* **Given problem**
Write out the material exactly, without any of its pictures.

* **Material shown**
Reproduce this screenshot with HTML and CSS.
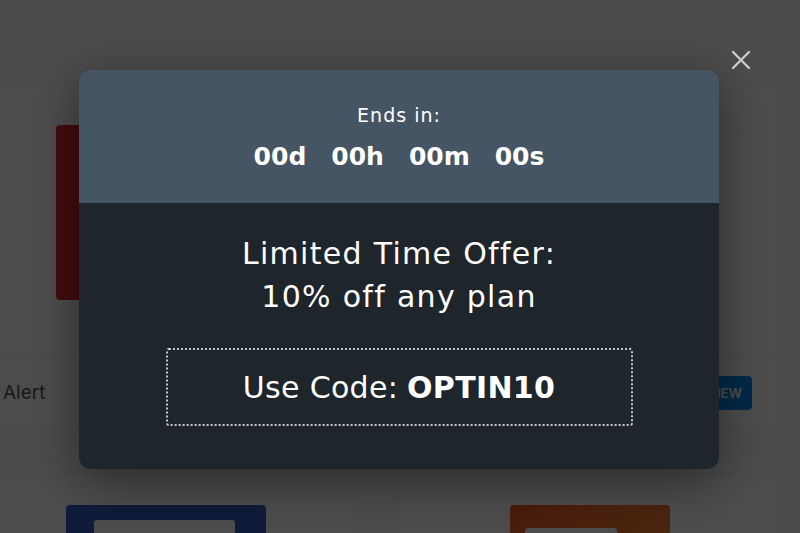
FILE: index.html
```html
<!DOCTYPE html>
<html lang="en">
<head>
<meta charset="UTF-8">
<meta name="viewport" content="width=device-width, initial-scale=1.0">
<title>Limited Time Offer</title>
<link rel="stylesheet" href="styles.css">
</head>
<body>

<div class="page">
    <div class="grid">
        <div class="card">
            <div class="card-media">
                <div class="poster poster-red"></div>
            </div>
            <div class="card-footer">
                <span class="card-title">Alert</span>
            </div>
        </div>
        <div class="card">
            <div class="card-media"></div>
            <div class="card-footer footer-right">
                <span class="view-btn">VIEW</span>
            </div>
        </div>
        <div class="card">
            <div class="card-media media-low media-navy">
                <div class="poster poster-navy"><div class="poster-label"></div></div>
            </div>
        </div>
        <div class="card">
            <div class="card-media media-low media-orange">
                <div class="poster poster-orange"><div class="poster-label small"></div></div>
            </div>
        </div>
    </div>
</div>

<div class="overlay">
    <button class="close-btn" aria-label="Close">
        <svg width="20" height="20" viewBox="0 0 20 20">
            <path d="M2 2 L18 18 M18 2 L2 18" stroke="#cacaca" stroke-width="2.4" stroke-linecap="round"/>
        </svg>
    </button>

    <div class="modal">
        <div class="modal-top">
            <div class="ends-label">Ends in:</div>
            <div class="countdown">
                <span>00d</span>
                <span>00h</span>
                <span>00m</span>
                <span>00s</span>
            </div>
        </div>
        <div class="modal-body">
            <h2 class="offer">Limited Time Offer:<br>10% off any plan</h2>
            <div class="code-box">Use Code: <strong>OPTIN10</strong></div>
        </div>
    </div>
</div>

</body>
</html>
```

FILE: styles.css
```css
/* page underneath the popup */
body {
    margin: 0;
    background: #fafafa;
    font-family: "Inter", "Open Sans", sans-serif;
    overflow: hidden;
}
.page {
    height: 533px;
    padding-top: 82px;
    box-sizing: border-box;
    overflow: hidden;
}
.grid {
    display: grid;
    grid-template-columns: 420px 383px;
    column-gap: 41px;
    row-gap: 45px;
    margin-left: -63px;
}
.card {
    background: #fff;
    border: 1px solid #f0f0f0;
    border-radius: 4px;
}
.card-media {
    height: 272px;
    padding: 42px 0 0 118px;
    box-sizing: border-box;
}
.media-low {
    height: 120px;
    padding-top: 29px;
}
.media-navy {
    padding-left: 128px;
}
.media-orange {
    padding-left: 111px;
}
.poster {
    width: 200px;
    height: 175px;
    border-radius: 4px;
}
.poster-red {
    background: #df2a2e;
}
.poster-navy {
    width: 200px;
    background: #355dc0;
    padding: 15px 0 0 28px;
    box-sizing: border-box;
}
.poster-orange {
    width: 160px;
    background: linear-gradient(135deg, #f55c28, #f89a38);
    padding: 23px 0 0 15px;
    box-sizing: border-box;
}
.poster-label {
    width: 141px;
    height: 60px;
    background: #fff;
    border-radius: 3px;
}
.poster-label.small {
    width: 92px;
}
.card-footer {
    height: 73px;
    border-top: 1px solid #f0f0f0;
    background: #fefefe;
    display: flex;
    align-items: center;
    padding: 0 28px 0 65px;
}
.footer-right {
    justify-content: flex-end;
}
.card-title {
    font-size: 19px;
    color: #555;
}
.view-btn {
    background: #0a8af5;
    color: #fff;
    font-size: 13px;
    font-weight: 700;
    padding: 9px 10px;
    border-radius: 4px;
}

/* popup */
.overlay {
    position: fixed;
    inset: 0;
    background: rgba(0, 0, 0, 0.7);
    display: flex;
    justify-content: center;
    align-items: flex-start;
    padding-top: 70px;
}
.close-btn {
    position: absolute;
    top: 50px;
    left: 731px;
    width: 20px;
    height: 20px;
    padding: 0;
    border: none;
    background: none;
    cursor: pointer;
}
.modal {
    width: 640px;
    margin-left: -2px;
    border-radius: 12px;
    overflow: hidden;
    color: #fff;
    text-align: center;
    font-family: "DejaVu Sans", "Inter", sans-serif;
    box-shadow: 0 12px 50px rgba(0, 0, 0, 0.45);
}
.modal-top {
    background: #465564;
    height: 133px;
    box-sizing: border-box;
    padding-top: 32px;
}
.ends-label {
    font-size: 19px;
    letter-spacing: 1px;
    line-height: 26px;
    margin-bottom: 11px;
}
.countdown {
    display: flex;
    justify-content: center;
    gap: 25px;
    font-size: 25px;
    font-weight: 700;
    line-height: 36px;
}
.modal-body {
    background: #1e252b;
    height: 266px;
    box-sizing: border-box;
    padding-top: 29px;
}
.offer {
    margin: 0;
    font-size: 30px;
    font-weight: 400;
    letter-spacing: 1.3px;
    line-height: 43px;
}
.code-box {
    width: 467px;
    height: 78px;
    box-sizing: border-box;
    margin: 30px auto 0;
    border: 2px dotted #c4c8cc;
    border-radius: 3px;
    display: flex;
    align-items: center;
    justify-content: center;
    font-size: 30px;
    letter-spacing: 0.3px;
}
.code-box strong {
    font-weight: 700;
    margin-left: 9px;
}
```
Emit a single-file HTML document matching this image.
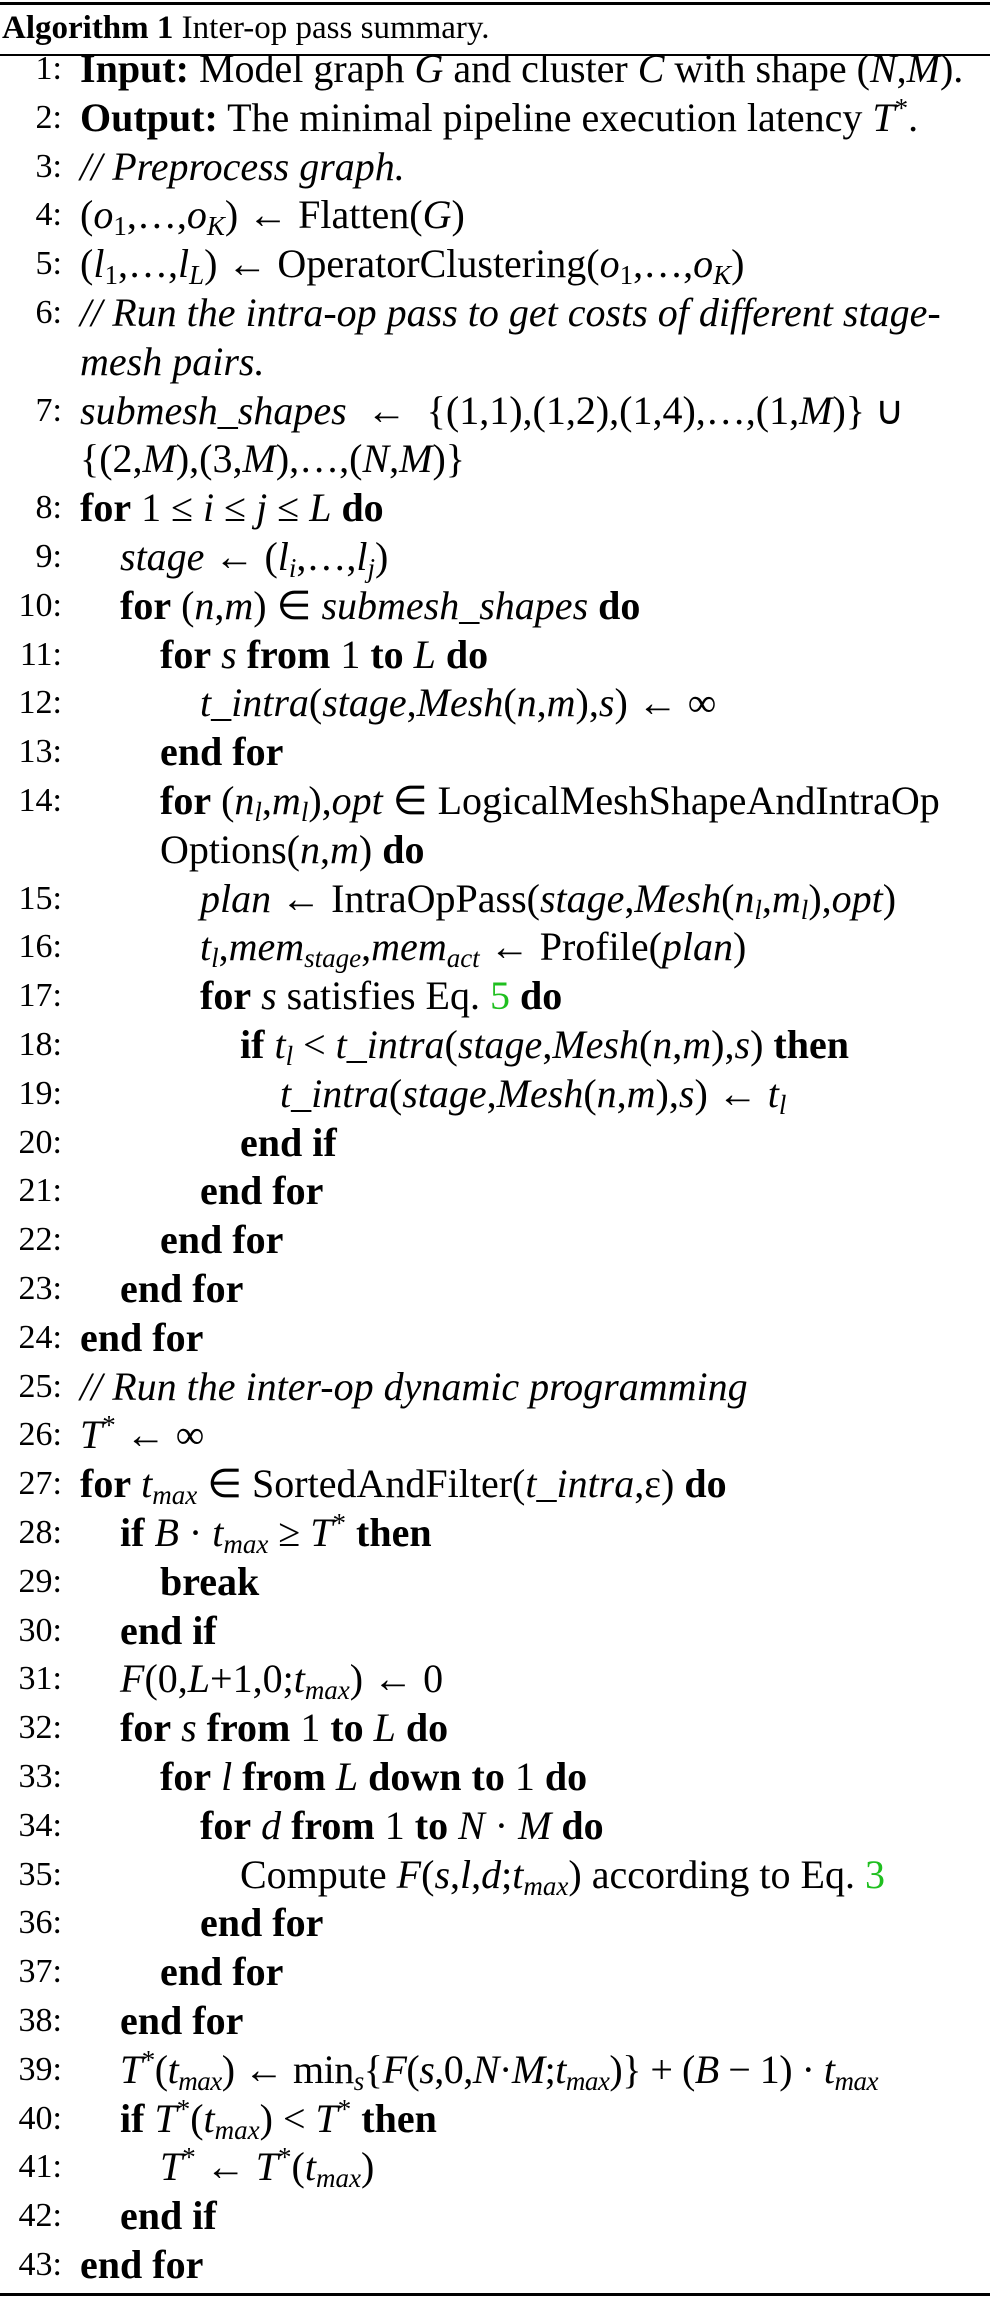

* **Response to this exercise**
Reproduce this screenshot with HTML and CSS.
FILE: index.html
```html
<!DOCTYPE html>
<html lang="en">
<head>
<meta charset="UTF-8">
<meta name="viewport" content="width=device-width, initial-scale=1.0">
<title>Limited Time Offer</title>
<link rel="stylesheet" href="styles.css">
</head>
<body>

<div class="page">
    <div class="grid">
        <div class="card">
            <div class="card-media">
                <div class="poster poster-red"></div>
            </div>
            <div class="card-footer">
                <span class="card-title">Alert</span>
            </div>
        </div>
        <div class="card">
            <div class="card-media"></div>
            <div class="card-footer footer-right">
                <span class="view-btn">VIEW</span>
            </div>
        </div>
        <div class="card">
            <div class="card-media media-low media-navy">
                <div class="poster poster-navy"><div class="poster-label"></div></div>
            </div>
        </div>
        <div class="card">
            <div class="card-media media-low media-orange">
                <div class="poster poster-orange"><div class="poster-label small"></div></div>
            </div>
        </div>
    </div>
</div>

<div class="overlay">
    <button class="close-btn" aria-label="Close">
        <svg width="20" height="20" viewBox="0 0 20 20">
            <path d="M2 2 L18 18 M18 2 L2 18" stroke="#cacaca" stroke-width="2.4" stroke-linecap="round"/>
        </svg>
    </button>

    <div class="modal">
        <div class="modal-top">
            <div class="ends-label">Ends in:</div>
            <div class="countdown">
                <span>00d</span>
                <span>00h</span>
                <span>00m</span>
                <span>00s</span>
            </div>
        </div>
        <div class="modal-body">
            <h2 class="offer">Limited Time Offer:<br>10% off any plan</h2>
            <div class="code-box">Use Code: <strong>OPTIN10</strong></div>
        </div>
    </div>
</div>

</body>
</html>
```

FILE: styles.css
```css
/* page underneath the popup */
body {
    margin: 0;
    background: #fafafa;
    font-family: "Inter", "Open Sans", sans-serif;
    overflow: hidden;
}
.page {
    height: 533px;
    padding-top: 82px;
    box-sizing: border-box;
    overflow: hidden;
}
.grid {
    display: grid;
    grid-template-columns: 420px 383px;
    column-gap: 41px;
    row-gap: 45px;
    margin-left: -63px;
}
.card {
    background: #fff;
    border: 1px solid #f0f0f0;
    border-radius: 4px;
}
.card-media {
    height: 272px;
    padding: 42px 0 0 118px;
    box-sizing: border-box;
}
.media-low {
    height: 120px;
    padding-top: 29px;
}
.media-navy {
    padding-left: 128px;
}
.media-orange {
    padding-left: 111px;
}
.poster {
    width: 200px;
    height: 175px;
    border-radius: 4px;
}
.poster-red {
    background: #df2a2e;
}
.poster-navy {
    width: 200px;
    background: #355dc0;
    padding: 15px 0 0 28px;
    box-sizing: border-box;
}
.poster-orange {
    width: 160px;
    background: linear-gradient(135deg, #f55c28, #f89a38);
    padding: 23px 0 0 15px;
    box-sizing: border-box;
}
.poster-label {
    width: 141px;
    height: 60px;
    background: #fff;
    border-radius: 3px;
}
.poster-label.small {
    width: 92px;
}
.card-footer {
    height: 73px;
    border-top: 1px solid #f0f0f0;
    background: #fefefe;
    display: flex;
    align-items: center;
    padding: 0 28px 0 65px;
}
.footer-right {
    justify-content: flex-end;
}
.card-title {
    font-size: 19px;
    color: #555;
}
.view-btn {
    background: #0a8af5;
    color: #fff;
    font-size: 13px;
    font-weight: 700;
    padding: 9px 10px;
    border-radius: 4px;
}

/* popup */
.overlay {
    position: fixed;
    inset: 0;
    background: rgba(0, 0, 0, 0.7);
    display: flex;
    justify-content: center;
    align-items: flex-start;
    padding-top: 70px;
}
.close-btn {
    position: absolute;
    top: 50px;
    left: 731px;
    width: 20px;
    height: 20px;
    padding: 0;
    border: none;
    background: none;
    cursor: pointer;
}
.modal {
    width: 640px;
    margin-left: -2px;
    border-radius: 12px;
    overflow: hidden;
    color: #fff;
    text-align: center;
    font-family: "DejaVu Sans", "Inter", sans-serif;
    box-shadow: 0 12px 50px rgba(0, 0, 0, 0.45);
}
.modal-top {
    background: #465564;
    height: 133px;
    box-sizing: border-box;
    padding-top: 32px;
}
.ends-label {
    font-size: 19px;
    letter-spacing: 1px;
    line-height: 26px;
    margin-bottom: 11px;
}
.countdown {
    display: flex;
    justify-content: center;
    gap: 25px;
    font-size: 25px;
    font-weight: 700;
    line-height: 36px;
}
.modal-body {
    background: #1e252b;
    height: 266px;
    box-sizing: border-box;
    padding-top: 29px;
}
.offer {
    margin: 0;
    font-size: 30px;
    font-weight: 400;
    letter-spacing: 1.3px;
    line-height: 43px;
}
.code-box {
    width: 467px;
    height: 78px;
    box-sizing: border-box;
    margin: 30px auto 0;
    border: 2px dotted #c4c8cc;
    border-radius: 3px;
    display: flex;
    align-items: center;
    justify-content: center;
    font-size: 30px;
    letter-spacing: 0.3px;
}
.code-box strong {
    font-weight: 700;
    margin-left: 9px;
}
```
Emit a single-file HTML document matching this image.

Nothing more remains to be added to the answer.